Comedy is totally different to what I’ve done before, it’s a big contrast. Something new, which I love.’

One Man Two Guvnors, Autumn 2021

Lighting and sound

Emily Foster and James Stevenson, the lighting designer and sound designer for Abigail’s Party in the Caird Studio, are both second years, exploring these specific roles for the first time.

‘I wanted to do lighting design for a while and I was happy to get the opportunity,’ said Emily. ‘It was also my first time working in the Caird. It’s such a unique venue, with a really low ceiling, which makes it hard to light, but I really enjoyed the challenge and I’m really proud of the outcome.’

‘The key part of Abigail’s Party is that you’re not actually at the party. Abigail’s party is actually two doors down from where the play is set,’ explained sound designer James.
James Stevenson

‘It was a challenge finding good quality rock music from the time and working with the team to analyse what Abigail would have been listening to.

‘One of the highlights for me was using a really lovely record player with its own speakers, and we were able to play music from those. We had the challenge that the actors actually had to put the needle onto the records. I was quite used to using one, so always kept an eye on how they used it.'

‘With this course we have the chance to try out different roles. It’s great that they teach you different pathways as it allows you to decide early in your career what you want to specialize in.’
James Stevenson

Bringing it all together – tech week

Lighting designers Emily and Matthew both explained how their highlights came from ‘tech week,’ where all the elements of the production come together.
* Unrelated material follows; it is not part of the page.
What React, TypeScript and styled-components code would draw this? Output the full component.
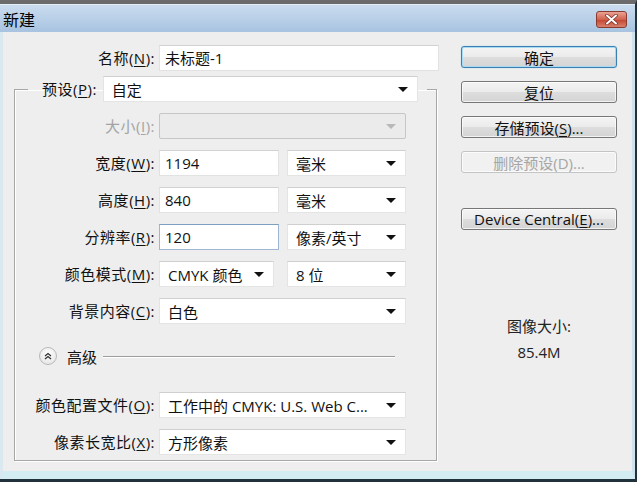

‘The first time we ran through the lighting states we’d created was a real highlight,’ said Emily. ‘I really struggled to visualise what I was making and wasn’t sure how it would come across, but when I saw it, it actually looked cool!’

'My favourite part was probably plotting the lighting,’ explained Matthew, ‘You can play around with the ideas you’ve had in your head for ages and watch them come to life. You have a really nice dialogue between yourself, the designer, the director and your programmer.

It always has to be collaborative. I love the collaborative effort and I think that’s what pulls people into this industry.’

Abigails Party, Richard Burton Company

Working as professionals

The stage management students start working on show placements from their first year.

‘Right from the start of first year, especially after Christmas, we are basically treated as professionals,’ Emily explained. ‘This is beneficial, as you have to work things out for yourself.'

'It nurtures you, but also makes you have to take on the role of trouble-shooter and problem-solver yourself,’ said Matthew, ‘I think that’s what's really good about what we get here at RWCMD.’
Emily Foster and Matthew Dean

‘The supervisors are really great at guiding you on your placement,’ agreed James.

Getting out

As the shows came to a close Joe explained that his role now was organising the ‘get out’: ‘You can only plan so far. When you come into the space it’s a different playing field.

But learning the stage management job is knowing you can only do so much, and not being hard on yourself.

'The whole three years at the College doing the course has been a journey in itself. The stage manager role has been a completely different journey, but both have been incredible.’